NOTES: 165 k of wall [?]; 16,000 guards
Many of the DDR border guards don’t like what they are forced to do by the Russians. The Russos take away all of DDR industry to help support their other children—DDR knows what it’s like in the West, but Russia has them down for now
1 July (Saturday): Day 2 of Reunion Celebration of 38th Year
San Diego, California
BLOG: In the morning, I walked on the Martin Luther King, Jr., Promenade. I hoped to breakfast at Richard Walker’s Pancake House, but it was too popular. A line of at least fifty folks extended down the block, so I went across the street to Skybound Coffee & Dessert Lounge for an Everything bagel and cream cheese.
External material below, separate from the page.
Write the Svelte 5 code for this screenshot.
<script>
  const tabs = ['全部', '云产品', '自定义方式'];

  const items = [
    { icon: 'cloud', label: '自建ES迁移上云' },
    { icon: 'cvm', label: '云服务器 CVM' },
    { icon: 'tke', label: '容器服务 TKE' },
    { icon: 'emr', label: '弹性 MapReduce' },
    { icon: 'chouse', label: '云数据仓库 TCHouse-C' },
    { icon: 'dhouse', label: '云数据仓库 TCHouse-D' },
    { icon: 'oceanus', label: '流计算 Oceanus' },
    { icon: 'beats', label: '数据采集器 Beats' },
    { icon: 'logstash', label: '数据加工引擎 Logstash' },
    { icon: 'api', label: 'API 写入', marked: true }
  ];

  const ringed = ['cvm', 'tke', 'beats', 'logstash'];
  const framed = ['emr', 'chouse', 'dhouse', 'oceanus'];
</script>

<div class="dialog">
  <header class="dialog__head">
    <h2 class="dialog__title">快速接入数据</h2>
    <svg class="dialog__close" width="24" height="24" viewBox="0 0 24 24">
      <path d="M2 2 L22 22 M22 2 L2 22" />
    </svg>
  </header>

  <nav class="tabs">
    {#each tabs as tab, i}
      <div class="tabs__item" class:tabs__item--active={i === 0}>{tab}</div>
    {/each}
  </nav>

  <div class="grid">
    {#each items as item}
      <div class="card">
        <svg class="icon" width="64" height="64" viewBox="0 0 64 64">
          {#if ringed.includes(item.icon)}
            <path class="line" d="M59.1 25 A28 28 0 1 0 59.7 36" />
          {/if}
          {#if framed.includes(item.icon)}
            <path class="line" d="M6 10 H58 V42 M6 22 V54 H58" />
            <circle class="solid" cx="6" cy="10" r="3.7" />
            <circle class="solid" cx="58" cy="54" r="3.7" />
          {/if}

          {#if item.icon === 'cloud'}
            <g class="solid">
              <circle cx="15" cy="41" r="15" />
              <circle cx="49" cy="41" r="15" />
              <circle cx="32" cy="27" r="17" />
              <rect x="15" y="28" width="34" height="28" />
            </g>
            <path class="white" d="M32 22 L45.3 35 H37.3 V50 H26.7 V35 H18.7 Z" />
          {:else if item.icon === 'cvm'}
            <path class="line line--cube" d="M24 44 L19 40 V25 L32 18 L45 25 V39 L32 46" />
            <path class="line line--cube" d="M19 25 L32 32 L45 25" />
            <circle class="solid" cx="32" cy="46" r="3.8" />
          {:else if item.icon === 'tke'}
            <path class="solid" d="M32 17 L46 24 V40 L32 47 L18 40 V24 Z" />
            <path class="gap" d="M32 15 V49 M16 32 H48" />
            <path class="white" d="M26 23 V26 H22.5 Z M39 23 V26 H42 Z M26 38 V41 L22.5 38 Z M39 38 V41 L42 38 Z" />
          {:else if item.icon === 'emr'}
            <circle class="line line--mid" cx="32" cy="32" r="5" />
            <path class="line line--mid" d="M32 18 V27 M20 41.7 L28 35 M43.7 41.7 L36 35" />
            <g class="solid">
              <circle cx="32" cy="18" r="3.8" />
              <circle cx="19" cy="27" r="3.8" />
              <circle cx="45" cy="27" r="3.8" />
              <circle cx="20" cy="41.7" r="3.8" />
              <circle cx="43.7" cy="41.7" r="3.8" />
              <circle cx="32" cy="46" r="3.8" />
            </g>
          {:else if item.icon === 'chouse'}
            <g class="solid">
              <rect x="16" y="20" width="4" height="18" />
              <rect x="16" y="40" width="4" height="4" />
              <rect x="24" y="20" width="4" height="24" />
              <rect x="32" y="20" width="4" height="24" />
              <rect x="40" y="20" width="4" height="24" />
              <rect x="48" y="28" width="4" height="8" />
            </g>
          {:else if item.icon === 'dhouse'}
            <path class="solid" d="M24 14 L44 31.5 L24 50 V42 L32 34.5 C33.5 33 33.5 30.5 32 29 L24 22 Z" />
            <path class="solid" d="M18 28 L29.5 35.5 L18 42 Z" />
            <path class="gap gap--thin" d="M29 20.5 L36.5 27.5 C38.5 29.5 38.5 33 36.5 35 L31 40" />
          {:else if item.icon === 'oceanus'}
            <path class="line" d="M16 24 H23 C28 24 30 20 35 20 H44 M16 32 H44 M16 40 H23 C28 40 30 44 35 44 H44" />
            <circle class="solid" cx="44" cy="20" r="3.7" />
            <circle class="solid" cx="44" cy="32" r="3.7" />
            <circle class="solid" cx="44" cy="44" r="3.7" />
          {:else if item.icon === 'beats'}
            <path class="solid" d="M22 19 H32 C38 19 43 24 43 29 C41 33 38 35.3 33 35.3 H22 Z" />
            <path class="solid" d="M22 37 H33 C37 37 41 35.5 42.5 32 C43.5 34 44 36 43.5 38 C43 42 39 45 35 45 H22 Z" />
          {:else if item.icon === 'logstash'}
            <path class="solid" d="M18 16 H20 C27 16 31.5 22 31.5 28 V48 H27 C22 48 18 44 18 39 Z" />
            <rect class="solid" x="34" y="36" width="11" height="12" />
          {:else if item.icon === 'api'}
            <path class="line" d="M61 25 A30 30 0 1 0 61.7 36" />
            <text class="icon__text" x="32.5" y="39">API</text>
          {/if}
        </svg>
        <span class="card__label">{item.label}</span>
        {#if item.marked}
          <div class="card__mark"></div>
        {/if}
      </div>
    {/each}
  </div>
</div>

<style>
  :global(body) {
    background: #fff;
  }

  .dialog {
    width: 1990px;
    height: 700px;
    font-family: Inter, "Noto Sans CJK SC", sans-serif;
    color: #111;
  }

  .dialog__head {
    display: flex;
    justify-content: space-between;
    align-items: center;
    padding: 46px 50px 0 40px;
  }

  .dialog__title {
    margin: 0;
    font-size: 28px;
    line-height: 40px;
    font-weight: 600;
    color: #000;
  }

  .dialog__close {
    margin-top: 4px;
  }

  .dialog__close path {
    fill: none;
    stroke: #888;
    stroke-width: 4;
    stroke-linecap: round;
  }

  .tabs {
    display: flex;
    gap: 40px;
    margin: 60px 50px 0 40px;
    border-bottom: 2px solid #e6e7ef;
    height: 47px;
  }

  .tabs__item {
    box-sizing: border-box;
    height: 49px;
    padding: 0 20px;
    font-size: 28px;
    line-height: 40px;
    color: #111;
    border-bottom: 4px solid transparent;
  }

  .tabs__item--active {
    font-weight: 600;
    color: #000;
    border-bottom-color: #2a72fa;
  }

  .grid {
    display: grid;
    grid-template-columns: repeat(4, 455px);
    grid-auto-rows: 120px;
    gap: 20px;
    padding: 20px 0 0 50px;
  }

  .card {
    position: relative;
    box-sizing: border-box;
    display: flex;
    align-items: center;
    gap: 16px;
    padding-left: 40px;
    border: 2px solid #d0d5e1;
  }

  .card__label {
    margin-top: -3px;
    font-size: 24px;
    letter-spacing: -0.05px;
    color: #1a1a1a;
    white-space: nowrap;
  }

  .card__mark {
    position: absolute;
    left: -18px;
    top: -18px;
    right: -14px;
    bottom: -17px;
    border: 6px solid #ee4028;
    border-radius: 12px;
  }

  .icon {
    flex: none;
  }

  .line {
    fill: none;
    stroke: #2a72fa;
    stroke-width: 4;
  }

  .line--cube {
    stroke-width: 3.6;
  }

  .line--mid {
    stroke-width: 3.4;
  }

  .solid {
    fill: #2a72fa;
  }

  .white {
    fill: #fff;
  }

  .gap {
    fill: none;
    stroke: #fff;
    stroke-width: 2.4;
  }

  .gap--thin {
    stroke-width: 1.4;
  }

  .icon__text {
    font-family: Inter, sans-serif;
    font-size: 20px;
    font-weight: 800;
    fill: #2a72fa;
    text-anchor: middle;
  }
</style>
Then I stopped by Ralph’s, a grocery store in the Kroger family, and picked up three apples for Leesa. Later in the morning the 616ers met in the lobby and caravanned to Torrey Pines State Reserve, where we hiked in the amazing hills above the ocean, walked along the sand below the escarpment (inside joke), and eventually bought lunch from a Japanese food truck and ate on the beach. We went back to the Hilton Gaslamp around 3:00 and got ready for an early supper at Coasterra, a terrific restaurant in a spectacular location at the end of Harbor Island (which, I’m sorry, isn’t an island but a peninsula). We enjoyed after-dinner beverages and bowling at Tavern+Bowl East Village before going back to the hotel. Shaved off beard. . . .
That is a lie.
San Diego is a marvel! But a haunting echo reverberates between the Berlin of thirty-eight years ago, with its infamous and detested Wall, and being here in southern California, just a handful of miles away from what I assume is either the beginning or ending point of Trump’s proposed wall. While many might say that the Border Wall is different from the Berlin Wall, the two walls are essentially the same. Both stand for a shortsighted, even barbaric nationalism that is meant to divide humanity and keep it weak—to separate us from them, separate our souls from ideological systems, hearts and hands from pocketbooks, the forward-thinkers from the meat puppets who holler for dollars.
When we 616ers stood at that wall or passed through the legendary Checkpoint Charlie, we hurt for humanity. But the hope that the wall would one day come down—as it did ten years later, in 1989—and the idea that we might imagine ourselves as one world lived in us and in the stories of those we met at the Wall or on the other side of it.
It might have happened. It almost happened. But it didn’t happen.
Here, in San Diego, as we 616ers stand less than twenty miles from Trump’s wall (will he put his name on it, every 500 meters, in towering gold letters?), we hurt for humanity, knowing that the idea of one world over separate and warring nations will not come to pass, not in our lifetimes at least. And this holds true, I believe, even if the Border Wall is never built. The commitment to the idea of a wall is enough.
[Many of my Christian friends and family will say that we are in this situation because the world has forgotten Christ and thus can do no better than we’re doing. While that might be, it might also be that we have never known Christ. A significant disconnect exists between our supposed faith and the Christ we’re supposed to have faith in. The world need not be judged for having turned from God and Christ; judging is not our job. If we take Christ at his word, we’re to love God with all we are and all we have, and we are to love our neighbors as ourselves. Most of us aren’t good at either of these acts of love. The old song by The Teddy Bears, from 1958, the year I was born, says, “To know, know, know him / Is to love, love, love him.” I’m afraid we don’t “know him,” and that is why we don’t “love him”—he is our God and our neighbor. (See Luke 10:25-37 for the official definition of neighbor.]